Catherine Procaccia, dans l’hémicycle, s’est ainsi retrouvée à livrer des chiffres très « précis » (tirés de quelle étude ?) : « Cette activité rassemble 1.200 entreprises et emploie 2.000 salariés à temps plein et 50.000 intervenants, soit 5.000 équivalents temps plein, dont beaucoup d’étudiants. » Elle a estimé que la réforme votée par l’Assemblée nationale allait « à l’encontre du plan emploi initié en mars dernier » par le gouvernement, visant à favoriser le développement des services à domicile ; puis à l’attention des plus sceptiques, elle a suggéré de créer plutôt une « mission parlementaire »... Tiens donc.

Mais « une grosse partie du lobbying a surtout été faite auprès du ministère », confie-t-on chez Lysios. Le jour J, Christine Lagarde, ministre de l’économie, a ainsi opportunément suivi la sénatrice Catherine Procaccia...

Quant à Philippe Marini, le rapporteur général de la commission des finances (UMP), qui défendait au départ une solution intermédiaire (le plafonnement du crédit d’impôt à 3.000 euros par foyer), que Lysios n’a pas négligé, il a rendu les armes in fine....

Bref, l’amendement Tardy a sauté au Sénat, et la socialiste Nicole Bricq a lâché, cinglante : « Bravo, les cabinets de lobbying ont bien travaillé ! »

Après coup, Lionel Tardy a déversé son dépit sur son blog, sans langue de bois : « Mes collègues UMP et Union centriste ont surtout vu l’aspect “création d’emploi” - ce que leur a vendu Acadomia et consorts. Mais ils n’ont pas vraiment creusé le coût que représentent ces emplois (...) pour le Trésor public. Ils ne se sont pas non plus penchés sur l’efficacité de la dépense publique. Nous avons là un magnifique exemple de la difficulté à réformer la France. On trouve toujours de bonnes raisons pour créer une nouvelle niche fiscale.
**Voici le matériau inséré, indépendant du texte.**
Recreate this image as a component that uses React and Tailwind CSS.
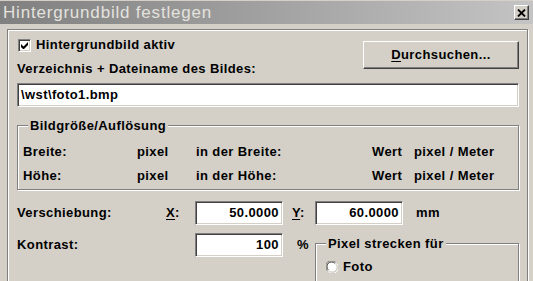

Et quand, plus tard, on veut la supprimer parce qu’elle n’est pas assez efficace, ceux qui en bénéficient s’organisent et obtiennent - presque toujours - son maintien. Le Trésor public est devenu un vaste fromage où tout le monde se sert. »

Le patron d’Acadomia, lui, peut dormir ce soir sur ses deux oreilles.